When people find out I have had four kids in the last ten years and three features in the last three, they either shake their heads in confusion or marvel “I don’t know how you do it all.”
Firstly, I suspect “having it all” means something different to each of us at this stage of feminism. I certainly don’t fit many of those paradigms and I cannot answer how to make a sustainable living making independent films, with or without kids. I am speaking specifically about how I manage my time in order to make films while raising kids.
I make careful choices. And I accept help.
I have a partner and a village who supports me in so many critical ways. I didn’t always have this network. I grew it over time. If you don’t know a single person with kids and your family is far away, please be encouraged by the fact that was me ten years ago. Be brave, patient and find your people.
I am a stay-at-home-parent.

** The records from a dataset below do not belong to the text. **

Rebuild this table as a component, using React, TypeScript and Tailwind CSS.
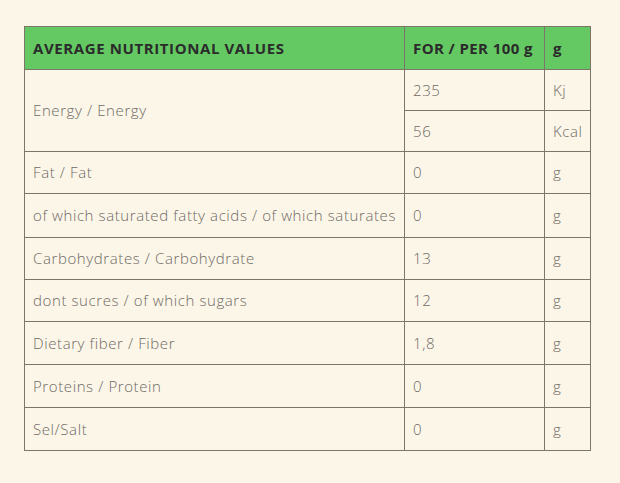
const rows: { label: string; value: string; unit: string; h: string }[] = [
  { label: "Fat / Fat", value: "0", unit: "g", h: "h-[42px]" },
  { label: "of which saturated fatty acids / of which saturates", value: "0", unit: "g", h: "h-[44px]" },
  { label: "Carbohydrates / Carbohydrate", value: "13", unit: "g", h: "h-[42px]" },
  { label: "dont sucres / of which sugars", value: "12", unit: "g", h: "h-[42px]" },
  { label: "Dietary fiber / Fiber", value: "1,8", unit: "g", h: "h-[43px]" },
  { label: "Proteins / Protein", value: "0", unit: "g", h: "h-[43px]" },
  { label: "Sel/Salt", value: "0", unit: "g", h: "h-[43px]" },
];

const cell = "border border-[#7d7668] px-2 align-middle";

export default function App() {
  return (
    <div className="min-h-[483px] w-[620px] bg-[#fcf6e9] pl-6 pt-[26px] font-['Open_Sans',sans-serif]">
      <table className="w-[566px] table-fixed border-collapse text-[15px] tracking-[0.6px] text-[#6e6a64]">
        <colgroup>
          <col className="w-[380px]" />
          <col className="w-[140px]" />
          <col className="w-[46px]" />
        </colgroup>
        <thead>
          <tr className="h-[43px] bg-[#64c863] text-left font-extrabold tracking-[0.6px] text-[#2b2b2b]">
            <th className={cell}>AVERAGE NUTRITIONAL VALUES</th>
            <th className={cell + " whitespace-nowrap tracking-[0.4px]"}>FOR / PER 100 g</th>
            <th className={cell}>g</th>
          </tr>
        </thead>
        <tbody className="font-light">
          <tr className="h-[41px]">
            <td rowSpan={2} className={cell}>
              Energy / Energy
            </td>
            <td className={cell}>235</td>
            <td className={cell}>Kj</td>
          </tr>
          <tr className="h-[41px]">
            <td className={cell}>56</td>
            <td className={cell}>Kcal</td>
          </tr>
          {rows.map((r) => (
            <tr key={r.label} className={r.h}>
              <td className={cell + " whitespace-nowrap"}>{r.label}</td>
              <td className={cell}>{r.value}</td>
              <td className={cell}>{r.unit}</td>
            </tr>
          ))}
        </tbody>
      </table>
    </div>
  );
}
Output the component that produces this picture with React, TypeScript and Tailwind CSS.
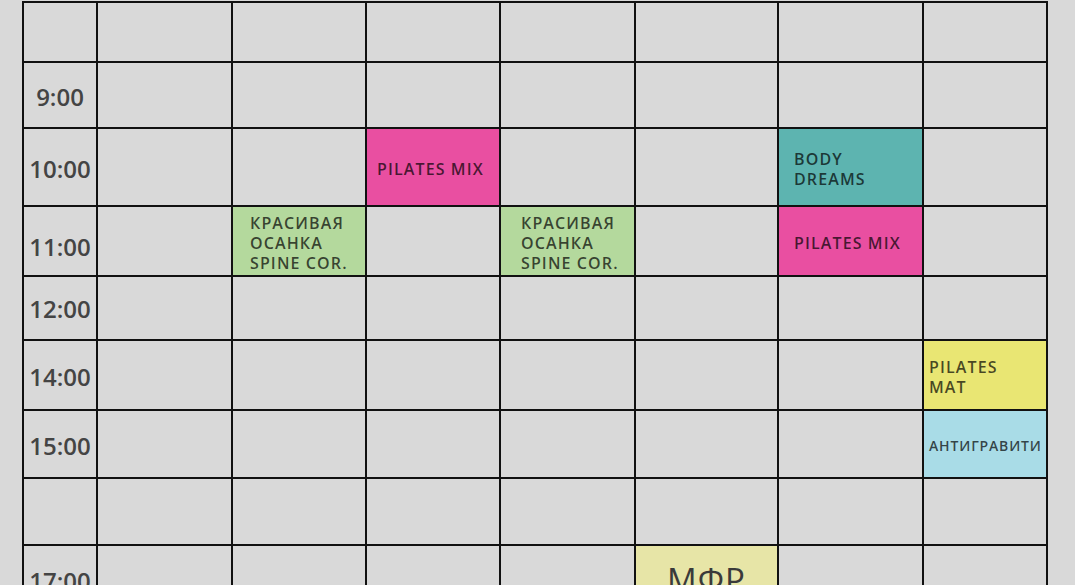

Editing was a fit for me because I could do it from home in odd hours and on weekends. The first year of parenting was next-level intense and I did not do much creatively, but gradually started to produce again and this year was able to direct. When I produce, I do it on my terms. If a project is the right fit for me, the team understands what those terms are and accepts them because they value my contribution. If a project is not flexible in these ways, then it’s not the right fit. And that’s ok. Gradually I’ve stopped apologizing for being a parent filmmaker and started owning my personal vision of success for myself.
My approach has been to minimize the hours I need childcare, grow my ability to multitask and prioritize, and make my filmmaking work around my commitment to being a parent spending a lot of time with my kids. I work in the low budget space and we have generated our own projects, so that makes me have a good deal of power over my schedule.
I am uniquely a product of my era. I do 80% of my communication, web research, and pre-production with my phone. Without the portability and app power I have had the last few years, I can confidently say I could not have remained competitive in this space. I only get a couple of hours a day if I am lucky to get on my computer, sometimes more on the weekends. It is critical that I am able to multitask on the go. Spreadsheets, reading scripts, note-taking, research, emails, texts, marketing, film festival applications, watching dailies or cuts, social media outreach – all happens when I get a moment out and about or late at night nursing.
HOT APP: Moxtra is my number one app. My producing partner and I use it as our primary project management tool. It allows us to set up each project with its own ‘binder’ and share files, organized chat, manage to-do’s and track progress with real-time alerts and messaging. Final Draft, Google Drive, Vimeo, MailChimp, and Facebook Pages are all on heavy rotation.
Film Festivals with a 5 week old? Location scout with an 18 month old? Phone interviews while at baseball practice? Done it. I never would have been able to relax enough to do this with my first baby, but by number four, I was nursing my son during the Q&A for my film at the Austin Film Festival (happy to report the moderator did not bat an eye). I know it won’t always be the case, but, like my baby, I find other people also take their cues from me. If I normalize it and remain professional and the work gets done, I can fold my kids and parenting into my work life without entirely upsetting the apple cart.
I shoot a schedule where I only have to pay for minimal childcare, no more than a couple days. For example, I made a feature that shot 3 three-day weekends and my husband took one Friday off from work, watched the kids the other weekend days and that reduced my need to hire a sitter to two days. Then we shot 12 days after our crowdfund and I flew out a relative to help. That $250 plane ticket was the lynch pin in my ability to work on the film. This summer, I directed a feature and arranged the schedule again around kids. I brought my 9-month-old with me on location and my best friend helped make that possible. I lived with her family, passing the baby monitor to her as I left each morning and she would take care of the baby, sometimes bringing him to set to nurse (read: Miracle Friend). We also had a few days of drop-in daycare when we had a particularly hot Texas day. My partner took a week off work with the other three boys and the second week they attended camp. Three other days friends in LA hosted the boys while my husband worked. Prep and wrap were exhausting no doubt, but we made it.
Meetings often take place at my home while the baby sleeps or while kids play in the adjacent room. Many meetings happen after kids are in bed, beginning around 9pm. I trade childcare with another mom when I need to do a business meeting that requires me solo.
Some projects I can be on set every day. Some projects I have to make sure there’s budget to have a line producer who can be. I’ve never been more productive, but I carefully enter into commitments. I rarely take a project that is a quick turnaround, and make sure I don’t bite off more than I can chew for delivery. Allocate the right resources. Manage expectation.
We have a cultural problem with allowing women to have identities that are not singular. I am sorry that the rewards are not always financially commensurate with our talent or our efforts, but I hope, like me, you will still find great meaning and reward in the struggle.